Le rapport de la commission de contrôle estimait cependant que la situation financière de la compagnie n'était pas favorable à une ouverture de son capital, compte tenu notamment de la faiblesse des dividendes distribués, et de l'absence de résultats et de perspectives positifs.

b) Les raisons d'une privatisation d'Air France aujourd'hui

L'exposé des motifs du présent projet de loi dispose que « pour permettre à la compagnie de consolider ses alliances et de nouer des partenariats, notamment avec d'autres transporteurs européens, et d'accélérer la modernisation de sa flotte en lui facilitant l'accès aux ressources offertes par les marchés financiers, l'Etat doit lui donner de nouveaux espaces de liberté ».

La première raison de la privatisation d'Air France est sans doute l'absence de raison pour maintenir la compagnie dans la sphère publique. En effet, il n'existe pas de monopole naturel dans le secteur du transport aérien, qui est devenu fortement concurrentiel, ainsi que le montre notamment le développement des compagnies low cost au sein de l'Union européenne. Par ailleurs, l'Etat actionnaire n'a pas toujours - c'est un euphémisme - démontré ses qualités de gestionnaire, y compris s'agissant des décisions d'investissement relatives à Air France.

Le transfert de la majorité du capital de la société Air France du secteur public au secteur privé permettra à celle-ci d'avoir un meilleur accès aux marchés financiers, et une plus grande réactivité pour prendre ses décisions, notamment en matière d'investissements et de recours à des financements extérieurs.

La principale justification de la privatisation d'Air France réside cependant dans l'évolution actuelle du secteur du transport aérien en Europe. Plusieurs alliances mondiales se sont développées entre les compagnies aériennes au cours des dernières années, parmi lesquelles l'alliance Skyteam, dont Air France est l'une des principales compagnies membre. Au terme de la crise que traverse actuellement le transport aérien, et compte tenu des évolutions de la jurisprudence communautaire relative aux accords bilatéraux qui octroient les droits de trafic, une consolidation du secteur du transport aérien en Europe parait inévitable. Afin de participer à cette consolidation et de confirmer sa position dominante, Air France devra être en mesure de prendre des participations capitalistiques dans d'autres compagnies européennes . Or, la détention de la majorité du capital d'Air France par l'Etat est susceptible de décourager nombre de compagnies aériennes de s'engager dans une alliance capitalistique avec la compagnie française. Ainsi, les discussions menées par la compagnie Air France avec KLM et Alitalia, au cours desquelles ont été évoquées des prises de participation capitalistiques importantes de la compagnie française, ont échoué, les compagnies estimant qu'il était impossible de nouer des alliances capitalistiques avec Air France tant que la société serait détenue majoritairement par l'Etat. Par ailleurs, dès lors qu'Air France ne serait pas en mesure de procéder à des échanges d'actions, mais ne pourrait que racheter des titres d'une compagnie étrangère, ce qui accroîtrait considérablement son endettement. On rappellera cependant qu'un échange de participations a été conclu entre Air France et Alitalia, portant sur 2 % du capital respectif des deux compagnies.

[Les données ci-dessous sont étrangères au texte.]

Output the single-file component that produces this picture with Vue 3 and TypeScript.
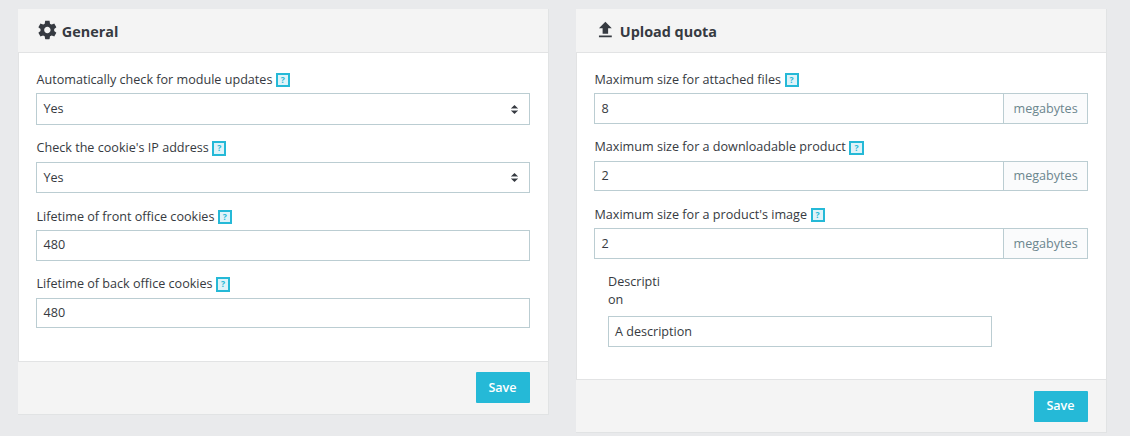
<script setup lang="ts">
interface Field {
  label: string
  value: string
  kind: 'select' | 'input' | 'size'
  height: number
  textTop: number
  raised?: boolean
  tallHelp?: boolean
  wideHelp?: boolean
}

const general: Field[] = [
  { label: 'Automatically check for module updates', value: 'Yes', kind: 'select', height: 32, textTop: 6 },
  { label: "Check the cookie's IP address", value: 'Yes', kind: 'select', height: 31, textTop: 6, raised: true, tallHelp: true },
  { label: 'Lifetime of front office cookies', value: '480', kind: 'input', height: 31, textTop: 5 },
  { label: 'Lifetime of back office cookies', value: '480', kind: 'input', height: 30, textTop: 5, raised: true, tallHelp: true },
]
const quota: Field[] = [
  { label: 'Maximum size for attached files', value: '8', kind: 'size', height: 31, textTop: 6 },
  { label: 'Maximum size for a downloadable product', value: '2', kind: 'size', height: 30, textTop: 5, raised: true, wideHelp: true },
  { label: "Maximum size for a product's image", value: '2', kind: 'size', height: 31, textTop: 6 },
]
const panels = [
  { title: 'General', icon: 'gear', fields: general },
  { title: 'Upload quota', icon: 'upload', fields: quota },
]
</script>

<template>
  <main class="page">
    <section v-for="p in panels" :key="p.title" class="panel" :class="p.icon">
      <header class="head">
        <svg v-if="p.icon === 'gear'" class="icon" width="22" height="22" viewBox="-0.4 0 24 24">
          <path d="M19.43 12.98c.04-.32.07-.64.07-.98s-.03-.66-.07-.98l2.11-1.65c.19-.15.24-.42.12-.64l-2-3.46c-.12-.22-.39-.3-.61-.22l-2.49 1c-.52-.4-1.08-.73-1.69-.98l-.38-2.65C14.46 2.18 14.25 2 14 2h-4c-.25 0-.46.18-.49.42l-.38 2.65c-.61.25-1.17.59-1.69.98l-2.49-1c-.23-.09-.49 0-.61.22l-2 3.46c-.13.22-.07.49.12.64l2.11 1.65c-.04.32-.07.65-.07.98s.03.66.07.98l-2.11 1.65c-.19.15-.24.42-.12.64l2 3.46c.12.22.39.3.61.22l2.49-1c.52.4 1.08.73 1.69.98l.38 2.65c.03.24.24.42.49.42h4c.25 0 .46-.18.49-.42l.38-2.65c.61-.25 1.17-.59 1.69-.98l2.49 1c.23.09.49 0 .61-.22l2-3.46c.12-.22.07-.49-.12-.64l-2.11-1.65zM12 15.5c-1.93 0-3.5-1.57-3.5-3.5s1.57-3.5 3.5-3.5 3.5 1.57 3.5 3.5-1.57 3.5-3.5 3.5z" />
        </svg>
        <svg v-else class="icon" width="22" height="22" viewBox="-0.4 0 24 24">
          <path d="M9 16h6v-6h4l-7-7-7 7h4zm-4 2h14v2H5z" />
        </svg>
        <h3>{{ p.title }}</h3>
      </header>
      <div class="body">
        <div v-for="f in p.fields" :key="f.label" class="field">
          <div class="label" :class="{ raised: f.raised }">
            <span>{{ f.label }}</span>
            <span class="help" :class="{ tall: f.tallHelp, wide: f.wideHelp }">?</span>
          </div>
          <div class="control" :style="{ height: f.height + 'px' }">
            <span class="value" :style="{ paddingTop: f.textTop + 'px' }">{{ f.value }}</span>
            <svg v-if="f.kind === 'select'" class="caret" width="7" height="9" viewBox="0 0 7 9">
              <path d="M3.5 0L6.6 3H.4zM.4 6h6.2L3.5 9z" />
              <path class="edge" d="M0 3h7v1H0zM0 5h7v1H0z" />
            </svg>
            <span v-if="f.kind === 'size'" class="unit" :style="{ paddingTop: f.textTop + 'px' }">megabytes</span>
          </div>
        </div>
        <div v-if="p.icon === 'upload'" class="description">
          <div class="narrow">Description</div>
          <div class="control desc"><span class="value">A description</span></div>
        </div>
      </div>
      <footer class="foot"><button type="button">Save</button></footer>
    </section>
  </main>
</template>

<style>
body {
  background: #e9eaec;
}
</style>

<style scoped>
.page {
  display: flex;
  align-items: flex-start;
  gap: 27px;
  box-sizing: border-box;
  width: 1130px;
  height: 436px;
  padding: 9px 0 0 18px;
  overflow: hidden;
  font-family: "Open Sans", sans-serif;
  font-size: 12.6px;
  color: #363a41;
  background: #e9eaec;
}
.panel {
  box-sizing: border-box;
  display: flex;
  flex-direction: column;
  width: 531px;
  height: 406px;
  border-right: 1px solid #e1e3e4;
  border-bottom: 1px solid #e1e3e4;
}
.panel.upload {
  height: 424px;
}
.head {
  box-sizing: border-box;
  display: flex;
  align-items: flex-start;
  height: 44px;
  padding: 10px 0 0 18px;
  background: #f4f4f4;
  border-bottom: 1px solid #e2e3e4;
}
.icon {
  flex: none;
  fill: #363a41;
}
h3 {
  margin: 3px 0 0 3.8px;
  font-size: 14.4px;
  line-height: 20px;
  font-weight: 700;
  color: #363a41;
}
.body {
  flex: 1;
  min-height: 0;
  padding: 15px 18px 0 17px;
  background: #fff;
  border-left: 1px solid #e2e3e4;
}
.field {
  margin-bottom: 12px;
}
.label {
  box-sizing: border-box;
  display: flex;
  align-items: flex-start;
  gap: 3.5px;
  height: 25px;
  padding: 3px 0 0 0.5px;
  line-height: 18px;
  white-space: nowrap;
}
.label.raised {
  padding-top: 2px;
}
.help {
  box-sizing: border-box;
  width: 14px;
  height: 14px;
  margin-top: 2px;
  border: 2px solid #25b9d7;
  background: #dff3f9;
  color: #25b9d7;
  font-size: 8.6px;
  line-height: 10px;
  font-weight: 700;
  text-align: center;
}
.help.tall {
  height: 15px;
}
.help.wide {
  width: 15px;
  margin-top: 3px;
}
.control {
  box-sizing: border-box;
  display: flex;
  align-items: center;
  border: 1px solid #bbcdd2;
  background: #fff;
}
.value {
  box-sizing: border-box;
  flex: 1;
  height: 100%;
  padding-left: 6.5px;
  line-height: 18px;
}
.caret {
  margin-right: 11px;
  fill: #363a41;
}
.caret .edge {
  fill: #a3a6aa;
}
.unit {
  box-sizing: border-box;
  width: 84px;
  height: 100%;
  padding-left: 9.5px;
  border-left: 1px solid #bbcdd2;
  background: #fafbfc;
  color: #6c868e;
  line-height: 18px;
}
.description {
  width: 384px;
  margin-left: 14px;
}
.narrow {
  width: 53px;
  height: 43px;
  margin-top: 14px;
  line-height: 18px;
  word-break: break-all;
}
.control.desc {
  height: 31px;
}
.desc .value {
  padding: 6px 0 0 6px;
}
.foot {
  box-sizing: border-box;
  display: flex;
  justify-content: flex-end;
  height: 53px;
  padding: 10px 18px 0 0;
  background: #f4f4f4;
  border-top: 1px solid #e2e3e4;
}
.upload .foot {
  padding-top: 11px;
}
button {
  width: 54px;
  height: 31px;
  padding: 0 1px 0 0;
  border: 0;
  border-radius: 1px;
  background: #25b9d7;
  color: #fff;
  font: 600 12.6px/30px "Open Sans", sans-serif;
}
.upload button {
  padding-bottom: 2px;
}
</style>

MM. Michel Combes et Loïc Tribot La Spière écrivent ainsi dans la conclusion de leur ouvrage « Transport aérien - les nouveaux défis » 5 ( * ) qu' « ( ...) en Europe, on peut pronostiquer à très brèves échéances la marginalisation d'un certain nombre de petites et moyennes compagnies qui s'obstinent à vouloir maintenir, développer des réseaux internationaux surdimensionnés et qui ne concentrent pas leurs efforts à développer de véritables stratégies alternatives (Alitalia, KLM, LOT). Une bonne partie d'entre elles devraient disparaître, sous la pression conjuguée des compagnies leaders, en l'occurrence celles qui disposent de plates formes aéroportuaires (hubs) et des compagnies développant de véritables alternatives, notamment le low cost  ».

La bonne situation globale de la société Air France, exposée plus haut, permet d'envisager une opération de privatisation dans de bonnes conditions pour préparer le développement de la compagnie.

* 5 Transport aérien - Les nouveaux défis, sous la direction de Michel Combes, Jean-Marc Montserrat et Loïc Tribot La Spière, éditions Publisud, mai 2002.